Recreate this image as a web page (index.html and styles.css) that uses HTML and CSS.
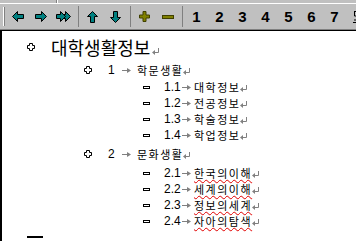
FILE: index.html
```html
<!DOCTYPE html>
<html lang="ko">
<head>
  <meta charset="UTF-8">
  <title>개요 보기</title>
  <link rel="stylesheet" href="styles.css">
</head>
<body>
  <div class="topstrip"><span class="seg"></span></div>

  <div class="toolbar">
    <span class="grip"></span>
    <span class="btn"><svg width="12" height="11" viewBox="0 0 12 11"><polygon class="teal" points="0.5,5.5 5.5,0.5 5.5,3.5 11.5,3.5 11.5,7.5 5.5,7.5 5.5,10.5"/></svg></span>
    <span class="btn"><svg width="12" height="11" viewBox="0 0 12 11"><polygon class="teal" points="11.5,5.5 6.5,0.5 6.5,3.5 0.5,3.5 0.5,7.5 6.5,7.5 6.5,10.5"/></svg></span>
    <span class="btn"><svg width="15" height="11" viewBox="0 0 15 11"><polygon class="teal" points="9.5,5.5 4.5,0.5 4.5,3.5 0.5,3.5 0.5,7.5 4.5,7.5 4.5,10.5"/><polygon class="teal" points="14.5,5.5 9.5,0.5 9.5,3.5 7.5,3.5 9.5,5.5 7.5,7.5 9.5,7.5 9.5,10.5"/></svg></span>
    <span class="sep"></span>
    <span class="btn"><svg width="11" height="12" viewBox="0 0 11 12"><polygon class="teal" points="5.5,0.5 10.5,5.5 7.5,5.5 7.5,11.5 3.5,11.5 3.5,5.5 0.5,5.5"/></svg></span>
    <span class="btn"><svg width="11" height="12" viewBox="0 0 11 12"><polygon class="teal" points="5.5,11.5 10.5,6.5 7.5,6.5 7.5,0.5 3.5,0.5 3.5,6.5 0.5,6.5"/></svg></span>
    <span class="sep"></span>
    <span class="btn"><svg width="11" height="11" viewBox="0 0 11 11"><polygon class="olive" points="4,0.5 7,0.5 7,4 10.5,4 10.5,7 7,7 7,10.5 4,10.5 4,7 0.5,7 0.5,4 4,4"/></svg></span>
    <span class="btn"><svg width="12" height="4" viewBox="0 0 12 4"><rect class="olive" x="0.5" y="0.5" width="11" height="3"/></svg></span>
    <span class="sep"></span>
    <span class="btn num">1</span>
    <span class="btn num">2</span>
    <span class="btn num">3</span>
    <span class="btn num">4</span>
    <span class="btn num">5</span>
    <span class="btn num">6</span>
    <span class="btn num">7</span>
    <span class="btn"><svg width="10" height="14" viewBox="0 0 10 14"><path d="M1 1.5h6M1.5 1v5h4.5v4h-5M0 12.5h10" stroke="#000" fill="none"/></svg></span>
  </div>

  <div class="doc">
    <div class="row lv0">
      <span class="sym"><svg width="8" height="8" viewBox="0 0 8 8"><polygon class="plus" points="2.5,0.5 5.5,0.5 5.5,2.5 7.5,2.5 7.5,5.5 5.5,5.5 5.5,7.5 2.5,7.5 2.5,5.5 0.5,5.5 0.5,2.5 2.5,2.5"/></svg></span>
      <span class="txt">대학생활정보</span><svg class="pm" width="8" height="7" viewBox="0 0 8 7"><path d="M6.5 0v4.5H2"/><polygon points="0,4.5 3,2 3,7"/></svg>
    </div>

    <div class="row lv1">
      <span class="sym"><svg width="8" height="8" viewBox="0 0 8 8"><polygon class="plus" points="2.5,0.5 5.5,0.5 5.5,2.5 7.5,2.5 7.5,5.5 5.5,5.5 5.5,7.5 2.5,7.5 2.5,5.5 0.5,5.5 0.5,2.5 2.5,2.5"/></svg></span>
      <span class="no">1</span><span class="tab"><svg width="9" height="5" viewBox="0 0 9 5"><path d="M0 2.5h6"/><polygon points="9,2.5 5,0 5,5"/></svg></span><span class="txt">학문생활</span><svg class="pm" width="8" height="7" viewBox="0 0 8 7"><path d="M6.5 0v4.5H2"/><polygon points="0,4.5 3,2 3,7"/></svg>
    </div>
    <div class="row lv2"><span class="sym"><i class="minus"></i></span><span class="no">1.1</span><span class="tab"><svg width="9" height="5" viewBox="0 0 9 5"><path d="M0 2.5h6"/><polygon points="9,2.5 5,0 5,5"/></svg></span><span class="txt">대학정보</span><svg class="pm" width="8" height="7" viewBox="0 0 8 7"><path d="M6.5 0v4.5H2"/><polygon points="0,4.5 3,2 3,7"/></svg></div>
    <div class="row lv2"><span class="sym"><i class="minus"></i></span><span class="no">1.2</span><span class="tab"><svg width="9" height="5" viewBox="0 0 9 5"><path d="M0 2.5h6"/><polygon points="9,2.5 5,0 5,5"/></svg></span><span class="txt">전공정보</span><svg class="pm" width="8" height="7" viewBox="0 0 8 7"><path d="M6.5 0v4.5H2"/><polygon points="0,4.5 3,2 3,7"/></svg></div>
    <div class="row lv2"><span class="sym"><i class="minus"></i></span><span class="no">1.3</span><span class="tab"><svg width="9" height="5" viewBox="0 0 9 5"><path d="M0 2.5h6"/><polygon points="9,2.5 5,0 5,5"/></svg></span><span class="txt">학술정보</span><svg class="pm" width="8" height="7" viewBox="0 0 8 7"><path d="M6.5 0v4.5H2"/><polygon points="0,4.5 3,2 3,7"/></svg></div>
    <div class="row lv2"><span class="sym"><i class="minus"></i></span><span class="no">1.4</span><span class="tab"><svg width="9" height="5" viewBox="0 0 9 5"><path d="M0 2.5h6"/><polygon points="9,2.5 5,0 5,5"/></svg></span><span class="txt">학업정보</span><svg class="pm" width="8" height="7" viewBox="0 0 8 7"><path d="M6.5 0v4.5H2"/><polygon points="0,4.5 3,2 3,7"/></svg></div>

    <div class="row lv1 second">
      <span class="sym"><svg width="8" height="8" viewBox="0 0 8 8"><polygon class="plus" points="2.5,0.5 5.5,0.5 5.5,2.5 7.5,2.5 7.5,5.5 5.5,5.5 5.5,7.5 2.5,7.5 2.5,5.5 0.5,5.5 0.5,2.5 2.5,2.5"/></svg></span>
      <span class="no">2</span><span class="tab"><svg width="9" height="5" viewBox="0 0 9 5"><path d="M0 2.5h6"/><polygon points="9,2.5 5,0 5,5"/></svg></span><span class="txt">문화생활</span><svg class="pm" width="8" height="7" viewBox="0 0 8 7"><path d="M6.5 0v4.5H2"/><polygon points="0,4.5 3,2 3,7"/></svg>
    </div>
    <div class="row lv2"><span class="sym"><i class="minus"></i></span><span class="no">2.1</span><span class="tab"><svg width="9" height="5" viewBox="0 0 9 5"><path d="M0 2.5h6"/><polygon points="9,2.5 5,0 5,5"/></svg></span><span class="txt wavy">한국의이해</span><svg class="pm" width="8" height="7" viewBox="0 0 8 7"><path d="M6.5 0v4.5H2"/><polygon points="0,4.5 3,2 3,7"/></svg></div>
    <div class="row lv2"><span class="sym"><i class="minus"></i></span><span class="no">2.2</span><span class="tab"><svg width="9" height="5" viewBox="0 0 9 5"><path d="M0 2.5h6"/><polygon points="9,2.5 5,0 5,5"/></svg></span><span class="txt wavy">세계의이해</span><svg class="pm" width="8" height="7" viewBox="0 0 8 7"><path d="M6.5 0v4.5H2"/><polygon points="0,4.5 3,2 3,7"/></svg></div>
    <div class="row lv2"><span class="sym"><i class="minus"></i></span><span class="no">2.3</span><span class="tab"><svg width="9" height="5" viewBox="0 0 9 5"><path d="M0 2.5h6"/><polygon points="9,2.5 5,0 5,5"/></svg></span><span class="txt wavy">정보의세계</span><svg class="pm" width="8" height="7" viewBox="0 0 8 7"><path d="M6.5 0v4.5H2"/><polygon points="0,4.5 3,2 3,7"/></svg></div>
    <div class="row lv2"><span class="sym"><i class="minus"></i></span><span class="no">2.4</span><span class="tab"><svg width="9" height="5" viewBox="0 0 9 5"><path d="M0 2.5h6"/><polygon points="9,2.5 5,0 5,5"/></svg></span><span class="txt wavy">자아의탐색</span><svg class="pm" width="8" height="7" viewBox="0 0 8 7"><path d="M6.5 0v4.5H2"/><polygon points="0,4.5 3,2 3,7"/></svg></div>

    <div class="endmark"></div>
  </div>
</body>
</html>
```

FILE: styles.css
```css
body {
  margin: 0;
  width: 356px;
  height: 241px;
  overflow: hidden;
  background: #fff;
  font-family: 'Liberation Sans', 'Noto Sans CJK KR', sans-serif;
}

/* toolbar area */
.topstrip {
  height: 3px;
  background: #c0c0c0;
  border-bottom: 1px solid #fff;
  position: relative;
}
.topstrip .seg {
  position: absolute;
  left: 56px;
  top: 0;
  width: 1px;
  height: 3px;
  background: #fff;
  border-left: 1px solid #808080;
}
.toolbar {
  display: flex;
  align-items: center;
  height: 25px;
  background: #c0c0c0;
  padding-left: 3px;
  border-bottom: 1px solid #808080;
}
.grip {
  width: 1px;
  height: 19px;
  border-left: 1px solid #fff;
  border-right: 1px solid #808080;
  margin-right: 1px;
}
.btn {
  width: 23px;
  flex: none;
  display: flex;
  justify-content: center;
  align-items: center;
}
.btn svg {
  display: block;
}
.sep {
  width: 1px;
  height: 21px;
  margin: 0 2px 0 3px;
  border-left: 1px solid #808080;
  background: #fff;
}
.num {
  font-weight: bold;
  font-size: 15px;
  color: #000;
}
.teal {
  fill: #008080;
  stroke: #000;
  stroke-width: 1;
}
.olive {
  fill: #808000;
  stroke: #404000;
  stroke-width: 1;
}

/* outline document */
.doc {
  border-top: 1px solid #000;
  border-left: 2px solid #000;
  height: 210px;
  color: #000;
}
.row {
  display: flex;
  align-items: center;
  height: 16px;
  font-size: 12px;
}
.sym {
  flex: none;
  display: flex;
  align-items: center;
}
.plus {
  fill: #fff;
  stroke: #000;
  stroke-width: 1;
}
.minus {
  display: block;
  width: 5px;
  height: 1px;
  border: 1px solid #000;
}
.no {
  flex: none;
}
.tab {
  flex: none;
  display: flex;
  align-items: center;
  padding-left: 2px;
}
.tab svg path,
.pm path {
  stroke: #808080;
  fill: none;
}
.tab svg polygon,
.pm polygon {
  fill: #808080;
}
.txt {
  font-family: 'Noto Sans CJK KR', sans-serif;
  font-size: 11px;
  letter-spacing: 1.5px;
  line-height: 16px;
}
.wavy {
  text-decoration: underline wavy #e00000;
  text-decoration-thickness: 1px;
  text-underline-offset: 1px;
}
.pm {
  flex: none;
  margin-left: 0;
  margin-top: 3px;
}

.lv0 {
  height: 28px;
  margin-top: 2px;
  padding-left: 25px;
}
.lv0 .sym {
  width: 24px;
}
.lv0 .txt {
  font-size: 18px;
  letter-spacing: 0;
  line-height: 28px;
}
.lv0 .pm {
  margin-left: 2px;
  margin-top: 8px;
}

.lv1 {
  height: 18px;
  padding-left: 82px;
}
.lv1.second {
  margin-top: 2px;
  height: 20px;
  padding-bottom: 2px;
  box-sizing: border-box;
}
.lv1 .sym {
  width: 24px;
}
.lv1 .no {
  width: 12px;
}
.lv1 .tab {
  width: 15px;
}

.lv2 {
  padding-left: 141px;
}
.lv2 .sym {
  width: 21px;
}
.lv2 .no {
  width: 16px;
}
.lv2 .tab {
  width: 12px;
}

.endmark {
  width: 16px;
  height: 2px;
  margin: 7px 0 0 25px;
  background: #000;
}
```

^^^^

Scan the listing above. Gather each line that contains the word "styles".

Recreate this image as a web page (index.html and styles.css) that uses HTML and CSS.
  <link rel="stylesheet" href="styles.css">
FILE: styles.css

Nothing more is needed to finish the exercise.